自分の考えでは、個別の戦闘に関しては、末端の兵士や将校の中に英雄を見出すべきである。将軍クラスの人間の長所と短所は、反テロ作戦の結果で判断すべきであろう。
■ 良かったこと ■
(1) マリウポリにおいて反テロ作戦の積極フェーズが成功裡に終わった。マリウポリは、テロリストの巣から再び通常の街に戻った。
午後には地元民が地元企業の従業員と設備を借りてテロリストが設置したバリケードを解体した。
自分はもうすぐドンバス最後のバリケードが解体されたとお知らせして、皆さんを祝福できるものと信じたい。差し当たり、マリウポリで治安部隊が行ったことは喜ばしく、これは重要かつ説得力ある勝利である。
(2) ロシアとの国境を閉鎖するとの作戦は継続されており、問題がない訳ではないが、それでもうまく行われている。

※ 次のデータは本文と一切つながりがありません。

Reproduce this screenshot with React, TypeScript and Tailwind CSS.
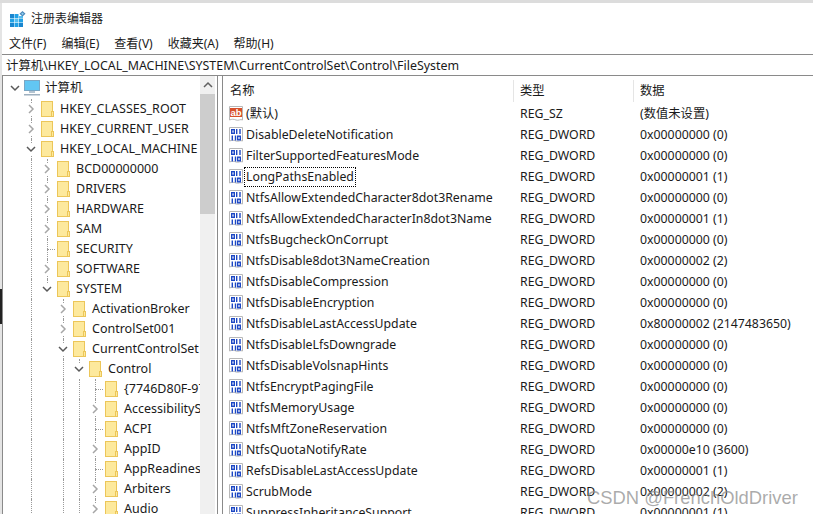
import React from "react";

const font = { fontFamily: '"Noto Sans", "Noto Sans CJK SC", sans-serif' };

type V = [string, string, string];
const rows: V[] = [
  ["DisableDeleteNotification", "REG_DWORD", "0x00000000 (0)"],
  ["FilterSupportedFeaturesMode", "REG_DWORD", "0x00000000 (0)"],
  ["LongPathsEnabled", "REG_DWORD", "0x00000001 (1)"],
  ["NtfsAllowExtendedCharacter8dot3Rename", "REG_DWORD", "0x00000000 (0)"],
  ["NtfsAllowExtendedCharacterIn8dot3Name", "REG_DWORD", "0x00000001 (1)"],
  ["NtfsBugcheckOnCorrupt", "REG_DWORD", "0x00000000 (0)"],
  ["NtfsDisable8dot3NameCreation", "REG_DWORD", "0x00000002 (2)"],
  ["NtfsDisableCompression", "REG_DWORD", "0x00000000 (0)"],
  ["NtfsDisableEncryption", "REG_DWORD", "0x00000000 (0)"],
  ["NtfsDisableLastAccessUpdate", "REG_DWORD", "0x80000002 (2147483650)"],
  ["NtfsDisableLfsDowngrade", "REG_DWORD", "0x00000000 (0)"],
  ["NtfsDisableVolsnapHints", "REG_DWORD", "0x00000000 (0)"],
  ["NtfsEncryptPagingFile", "REG_DWORD", "0x00000000 (0)"],
  ["NtfsMemoryUsage", "REG_DWORD", "0x00000000 (0)"],
  ["NtfsMftZoneReservation", "REG_DWORD", "0x00000000 (0)"],
  ["NtfsQuotaNotifyRate", "REG_DWORD", "0x00000e10 (3600)"],
  ["RefsDisableLastAccessUpdate", "REG_DWORD", "0x00000001 (1)"],
  ["ScrubMode", "REG_DWORD", "0x00000002 (2)"],
  ["SuppressInheritanceSupport", "REG_DWORD", "0x00000001 (1)"],
];

type T = [number, "o" | "c" | "n", string];
const tree: T[] = [
  [1, "c", "HKEY_CLASSES_ROOT"],
  [1, "c", "HKEY_CURRENT_USER"],
  [1, "o", "HKEY_LOCAL_MACHINE"],
  [2, "c", "BCD00000000"],
  [2, "c", "DRIVERS"],
  [2, "c", "HARDWARE"],
  [2, "c", "SAM"],
  [2, "n", "SECURITY"],
  [2, "c", "SOFTWARE"],
  [2, "o", "SYSTEM"],
  [3, "c", "ActivationBroker"],
  [3, "c", "ControlSet001"],
  [3, "o", "CurrentControlSet"],
  [4, "o", "Control"],
  [5, "n", "{7746D80F-97"],
  [5, "c", "AccessibilityS"],
  [5, "n", "ACPI"],
  [5, "c", "AppID"],
  [5, "n", "AppReadines"],
  [5, "c", "Arbiters"],
  [5, "c", "Audio"],
];

function Chevron({ open }: { open: boolean }) {
  return (
    <svg width="10" height="12" viewBox="0 0 10 12" className="shrink-0 bg-white relative z-10">
      {open ? (
        <path d="M1 4l4 4 4-4" fill="none" stroke="#595959" strokeWidth="1.500" />
      ) : (
        <path d="M3 2l4 4-4 4" fill="none" stroke="#a6a6a6" strokeWidth="1.500" />
      )}
    </svg>
  );
}

function Folder() {
  return (
    <svg width="13" height="16" viewBox="0 0 13 16" className="shrink-0 relative z-10">
      <rect x="0.500" y="0.500" width="11" height="15" fill="#fde99d" stroke="#ecc659" />
      <rect x="10.500" y="10.500" width="2" height="5" fill="#fde99d" stroke="#ecc659" />
    </svg>
  );
}

function DwordIcon() {
  return (
    <svg width="16" height="16" viewBox="0 0 16 16" className="shrink-0">
      <path d="M1.500 0.500h13v13.500c-2-1.200-4 1-6.500 0s-4-1-6.500 0z" fill="#fff" stroke="#b8b8b8" />
      <g fill="none" stroke="#1c47c4" strokeWidth="1.400">
        <rect x="3.700" y="2.700" width="2.600" height="3.600" />
        <path d="M8.700 2v5M12 2v5" />
        <path d="M4.300 8.500v5M7.500 8.500v5" />
        <rect x="9.700" y="9.200" width="2.600" height="3.600" />
      </g>
    </svg>
  );
}

function SzIcon() {
  return (
    <svg width="16" height="16" viewBox="0 0 16 16" className="shrink-0">
      <path d="M1.500 0.500h13v13.500c-2-1.200-4 1-6.500 0s-4-1-6.500 0z" fill="#fff" stroke="#b8b8b8" />
      <rect x="2" y="2" width="12" height="9" fill="#d8502a" />
      <text x="8" y="10" textAnchor="middle" fontSize="9.500" fontWeight="700" fill="#fff" fontFamily="Liberation Sans, sans-serif">
        ab
      </text>
    </svg>
  );
}

function AppIcon() {
  return (
    <svg width="16" height="16" viewBox="0 0 16 16" className="shrink-0">
      <g fill="#22a1e6">
        <rect x="0" y="3" width="4" height="4" fill="#1a86cf" />
        <rect x="4.500" y="3" width="4" height="4" />
        <rect x="9" y="5" width="4" height="2" fill="#54bdf0" />
        <rect x="0" y="7.500" width="4" height="4" />
        <rect x="4.500" y="7.500" width="4" height="4" fill="#54bdf0" />
        <rect x="9" y="7.500" width="4" height="4" />
        <rect x="0" y="12" width="4" height="4" fill="#1a86cf" />
        <rect x="4.500" y="12" width="4" height="4" />
        <rect x="9" y="12" width="4" height="4" fill="#1a86cf" />
      </g>
      <path d="M12.500 0l3 2.800-3 2.800-3-2.800z" fill="#4a86b8" />
      <path d="M12.500 1.600l1.300 1.200-1.300 1.200-1.300-1.200z" fill="#8fd0f2" />
    </svg>
  );
}

function Computer() {
  return (
    <svg width="17" height="17" viewBox="0 0 17 17" className="shrink-0">
      <rect x="0.500" y="0.500" width="15" height="10" fill="#62c6f3" stroke="#7aa6c4" />
      <rect x="5" y="11" width="6" height="2" fill="#b4c4d1" />
      <rect x="0" y="14" width="16" height="1.500" fill="#9eb0bf" />
    </svg>
  );
}

const indent: Record<number, string> = {
  1: "pl-[23px]",
  2: "pl-[39px]",
  3: "pl-[55px]",
  4: "pl-[71px]",
  5: "pl-[87px]",
};

function Guide({ x, half }: { x: string; half?: boolean }) {
  return <div className={`absolute top-0 w-0 border-l border-dotted border-l-[#9a9a9a] ${x} ${half ? "h-[10px]" : "h-[20px]"}`} />;
}

function Guides({ depth, last }: { depth: number; last: boolean }) {
  return (
    <>
      <Guide x="left-[28px]" />
      {depth === 2 && <Guide x="left-[44px]" half={last} />}
      {depth >= 3 && <Guide x="left-[60px]" />}
      {depth >= 4 && <Guide x="left-[76px]" half={depth === 4} />}
      {depth >= 5 && <Guide x="left-[92px]" />}
    </>
  );
}

const hLine: Record<number, string> = {
  2: "left-[44px] w-[8px]",
  5: "left-[92px] w-[8px]",
};

export default function App() {
  return (
    <div style={font} className="relative w-[813px] h-[514px] overflow-hidden bg-white text-[12.300px] leading-[20px] text-[#1a1a1a]">
      <div className="h-[3px] bg-[#dcdcdc]" />
      <div className="h-[31px] flex items-center gap-[5px] pl-[10px]">
        <AppIcon />
        <span className="text-[#222] text-[12px]">注册表编辑器</span>
      </div>
      <div className="h-[20px] flex items-center pl-[9px] gap-[15px] text-[12px]">
        <span>文件(F)</span>
        <span>编辑(E)</span>
        <span>查看(V)</span>
        <span>收藏夹(A)</span>
        <span>帮助(H)</span>
      </div>
      <div className="h-[22px] ml-[2px] border-y border-y-[#8a8a8a] flex items-center pt-[2px] pl-[4px] whitespace-nowrap text-[12.400px]">
        计算机\HKEY_LOCAL_MACHINE\SYSTEM\CurrentControlSet\Control\FileSystem
      </div>
      <div className="flex h-[438px] ml-[2px] overflow-hidden">
        <div className="w-[216px] shrink-0 flex border-l border-l-[#8a8a8a] border-r border-r-[#8a8a8a] overflow-hidden">
          <div className="w-[197px] shrink-0 overflow-hidden pt-[2px] text-[12.500px]">
            <div className="h-[20px] mb-[1px] flex items-center pl-[7px]">
              <Chevron open />
              <div className="ml-[4px]">
                <Computer />
              </div>
              <span className="ml-[4px]">计算机</span>
            </div>
            {tree.map(([d, s, label]) => (
              <div key={label} className={`relative h-[20px] flex items-center whitespace-nowrap ${indent[d]}`}>
                <Guides depth={d} last={label === "SYSTEM"} />
                {s === "n" && (d === 2 || d === 5) && (
                  <div className={`absolute top-[10px] h-0 border-t border-dotted border-t-[#9a9a9a] ${hLine[d]}`} />
                )}
                {s === "n" ? <div className="w-[10px] shrink-0" /> : <Chevron open={s === "o"} />}
                <div className="ml-[5px] flex">
                  <Folder />
                </div>
                <span className="ml-[6px]">{label}</span>
              </div>
            ))}
          </div>
          <div className="w-[15px] shrink-0 bg-[#f0f0f0] flex flex-col">
            <div className="h-[18px] flex items-center justify-center">
              <svg width="10" height="8" viewBox="0 0 10 8">
                <path d="M1 6l4-4 4 4" fill="none" stroke="#606060" strokeWidth="1.500" />
              </svg>
            </div>
            <div className="h-[120px] bg-[#cdcdcd]" />
          </div>
        </div>
        <div className="w-[4px] shrink-0" />
        <div className="flex-1 border-l border-l-[#8a8a8a] min-w-0">
          <div className="h-[27px] pt-[2px] flex items-center">
            <div className="w-[291px] pl-[7px] border-r border-r-[#e5e5e5] h-[22px] flex items-center">名称</div>
            <div className="w-[120px] pl-[6px] border-r border-r-[#e5e5e5] h-[22px] flex items-center">类型</div>
            <div className="pl-[6px]">数据</div>
          </div>
          <div className="h-[21px] flex items-center whitespace-nowrap">
            <div className="w-[291px] flex items-center pl-[5px] gap-[2px]">
              <SzIcon />
              <span>(默认)</span>
            </div>
            <div className="w-[120px] pl-[6px]">REG_SZ</div>
            <div className="pl-[6px]">(数值未设置)</div>
          </div>
          {rows.map(([n, t, v]) => (
            <div key={n} className="h-[21px] flex items-center whitespace-nowrap">
              <div className="w-[291px] flex items-center pl-[5px] gap-[2px]">
                <DwordIcon />
                <span className={n === "LongPathsEnabled" ? "outline-1 outline-dotted outline-black px-[1px] -ml-[1px] leading-[18px]" : ""}>{n}</span>
              </div>
              <div className="w-[120px] pl-[6px]">{t}</div>
              <div className="pl-[6px]">{v}</div>
            </div>
          ))}
        </div>
      </div>
      <div className="absolute left-0 top-[3px] bottom-0 w-[2px] bg-[#e4e4e4]" />
      <div className="absolute left-0 top-[289px] h-[35px] w-[2px] bg-[#222]" />
      <div style={{ fontFamily: '"Liberation Sans", sans-serif' }} className="absolute left-[587px] top-[487px] text-[18.400px] leading-[22px] text-[#8f8f8f]/75 whitespace-nowrap">
        CSDN @FrenchOldDriver
      </div>
    </div>
  );
}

治安部隊員の要請により、我々はこの作戦行動の詳細は明らかにしないが、簡単に事実関係のみお知らせしている。ご理解頂きたい。治安部隊が計画の実行を完了すれば、これは反テロ作戦の終了に向けた重要な一歩となろう。
(3) テロ組織「ドネツク人民共和国」の指導者であるD.プシリンは、本日、ロシアのテレビ局の番組の中で、自分はモスクワでおとなしくしており、モスクワを離れるつもりは全くないと述べた。
逃走したネズミの親分が船には戻るつもりはないというのであれば、これは船がもう到着したという良い知らせである。他のネズミもこれを理解すべきであろう。
またプシリンは自分を襲撃することを計画しているとしてウクライナの諜報機関を批判した。昨日、ドネツクのドネツク州行政府庁舎付近で爆破されたミニバス「ガゼル」は特殊機関による仕業であるとしている。
プシリンがロシアに逃亡したということはありとあらゆるマスメディアで報じられていたのに、特殊機関がそれを知らなかったということについては、プシリン は考えが及ばないのである。それか、「ドネツク人民共和国」の仲間たちは生まれつき頭が悪いために自分達で爆発を起こしてしまった等とは恥ずかしくて言え なかったのであろう。
(4) ロシアとの国境に沿って1900㎞以上にも亘り壁を建設すべきであるとのコロモイスキー・ドニプロペトロフスク州知事のアイディアは見事である。建設費用は、コロモイスキー知事自らが負担する用意がある。
このような提案の心理的効果はてきめんである。しかし、正直なところ、このアイディアを実現しても実際に意味があるのかどうかは議論の余地がある。ロシア 連邦との国境はいずれにせよ閉鎖する必要があるが、建築物以外にも、国境警備の形態と方法が重要である。なぜならば、壁はどこであれ爆破することが出来、 ウクライナに自由に入れて、警備が無いのであれば、壁を建設する意味も無いからである。
つまり、まずは国境警備局の根本的な改革が問題なのである。国境警備部隊を強化し、車両巡回グループを創設し、国境警備隊には、偵察用のみならず戦闘用の航空隊も付け、国境周辺地域の軍部隊との緊密な協働を確保する必要がある。
また、国境警備局では汚職との闘いを妥協なく進める必要がある。汚職はいかなる壁も解決できない伝染病なのだから。